▸ GOAL: Locate all lines with the word "React". Copy them.
+---+
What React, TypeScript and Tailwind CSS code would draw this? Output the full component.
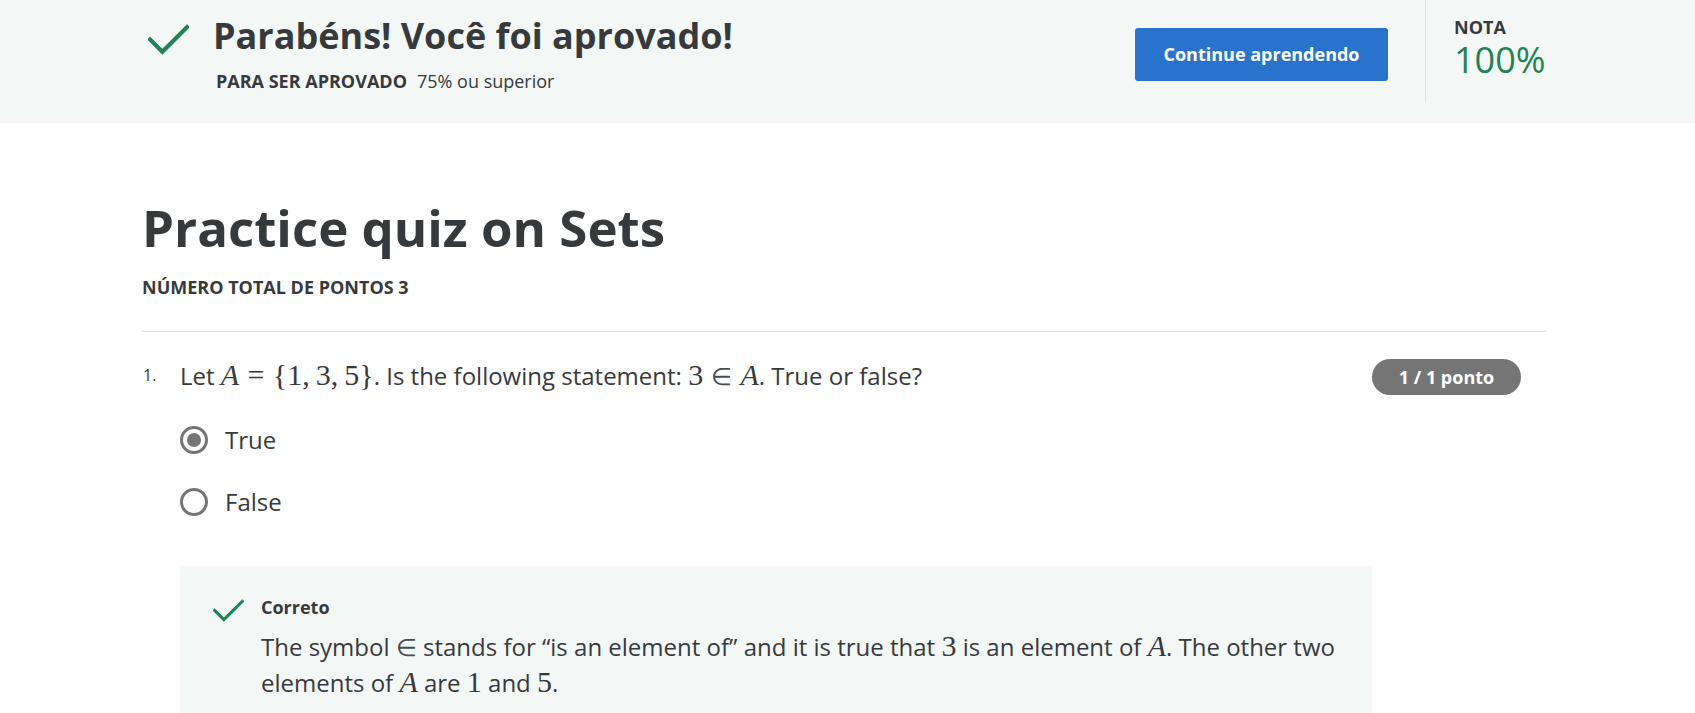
import React from 'react';

const font = { fontFamily: '"Open Sans", "Noto Sans", sans-serif' };
const mathFont = { fontFamily: '"Liberation Serif", "DejaVu Serif", serif' };

function Check({ className }: { className?: string }) {
  return (
    <svg viewBox="0 0 40 30" className={className} fill="none">
      <polyline points="2,15 14,27 38,3" stroke="#1f8354" strokeWidth="4" strokeLinecap="square" />
    </svg>
  );
}

// KaTeX-ish inline math
function M({ children, italic }: { children: React.ReactNode; italic?: boolean }) {
  return (
    <span className={`text-[1.25em] leading-none ${italic ? 'italic' : ''}`} style={mathFont}>
      {children}
    </span>
  );
}

function Rel({ children }: { children: React.ReactNode }) {
  return (
    <span className="text-[1.25em] leading-none mx-[0.28em]" style={mathFont}>
      {children}
    </span>
  );
}

function Elem() {
  return (
    <span
      className="text-[1em] leading-none font-extralight text-[#4a4d50]"
      style={{ fontFamily: '"DejaVu Sans", "Liberation Serif", serif' }}
    >
      ∈
    </span>
  );
}

function Radio({ checked, label }: { checked?: boolean; label: string }) {
  return (
    <label className="flex items-center gap-[17px] h-[28px]">
      <span className="w-[28px] h-[28px] rounded-full border-[3px] border-[#757575] flex items-center justify-center">
        {checked && <span className="w-[14px] h-[14px] rounded-full bg-[#757575]" />}
      </span>
      <span className="text-[24px] text-[#373a3c]">{label}</span>
    </label>
  );
}

export default function App() {
  return (
    <div className="min-h-screen bg-white text-[#373a3c]" style={font}>
      <div className="bg-[#f3f8f6] h-[123px]">
        <div className="w-[1404px] ml-[142px] flex h-full">
          <div className="flex-1 flex items-start pt-[14px]">
            <Check className="w-[41px] h-[31px] mt-[10px] ml-[6px]" />
            <div className="ml-[24px]">
              <h1 className="text-[36px] font-bold leading-[44px]">Parabéns! Você foi aprovado!</h1>
              <div className="mt-[10px] ml-[3px] text-[18px] leading-[26px]">
                <span className="font-bold">PARA SER APROVADO</span>
                <span className="ml-[10px]">75% ou superior</span>
              </div>
            </div>
          </div>
          <div className="pt-[28px] pr-[37px]">
            <button className="w-[253px] h-[53px] rounded-[3px] bg-[#2a73cc] text-white text-[18px] font-bold">
              Continue aprendendo
            </button>
          </div>
          <div className="w-px h-[103px] bg-[#dfe3e1]" />
          <div className="pl-[28px] pt-[14px] w-[120px]">
            <div className="text-[18px] font-bold leading-[26px]">NOTA</div>
            <div className="text-[36px] leading-[40px] text-[#1f8354]">100%</div>
          </div>
        </div>
      </div>

      <div className="w-[1404px] ml-[142px]">
        <h2 className="mt-[72px] text-[51px] font-bold leading-[64px]">Practice quiz on Sets</h2>
        <div className="mt-[16px] text-[18px] font-bold leading-[24px]">NÚMERO TOTAL DE PONTOS 3</div>
        <div className="mt-[32px] h-px bg-[#e1e1e1]" />

        <div className="mt-[28px] flex">
          <div className="w-[38px] text-[16px] leading-[30px] pl-[1px]">1.</div>
          <div className="flex-1">
            <div className="flex justify-between items-start">
              <p className="text-[24px] leading-[30px]">
                Let <M italic>A</M>
                <Rel>=</Rel>
                <M>{'{'}1,&thinsp;3,&thinsp;5{'}'}</M>. Is the following statement: <M>3</M>
                <span className="mx-[0.34em]"><Elem /></span>
                <M italic>A</M>. True or false?
              </p>
              <span className="mr-[25px] -mt-[1px] h-[36px] w-[149px] rounded-full bg-[#757575] text-white text-[18px] font-bold flex items-center justify-center">
                1 / 1 ponto
              </span>
            </div>
            <div className="mt-[31px] flex flex-col gap-[34px]">
              <Radio checked label="True" />
              <Radio label="False" />
            </div>
            <div className="mt-[50px] w-[1192px] bg-[#f3f8f6] pt-[30px] pb-[30px] pl-[33px] flex items-start">
              <Check className="w-[31px] h-[23px] mt-[3px]" />
              <div className="ml-[17px]">
                <div className="text-[18px] font-bold leading-[22px]">Correto</div>
                <p className="mt-[11px] text-[24px] leading-[36px] max-w-[1100px]">
                  The symbol <Elem /> stands for “is an element of” and it is true that <M>3</M> is an element of <M italic>A</M>. The other two elements of <M italic>A</M> are <M>1</M> and <M>5</M>.
                </p>
              </div>
            </div>
          </div>
        </div>
      </div>
    </div>
  );
}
+---+
▸ TASK RESULT:
What React, TypeScript and Tailwind CSS code would draw this? Output the full component.
import React from 'react';
function M({ children, italic }: { children: React.ReactNode; italic?: boolean }) {
function Rel({ children }: { children: React.ReactNode }) {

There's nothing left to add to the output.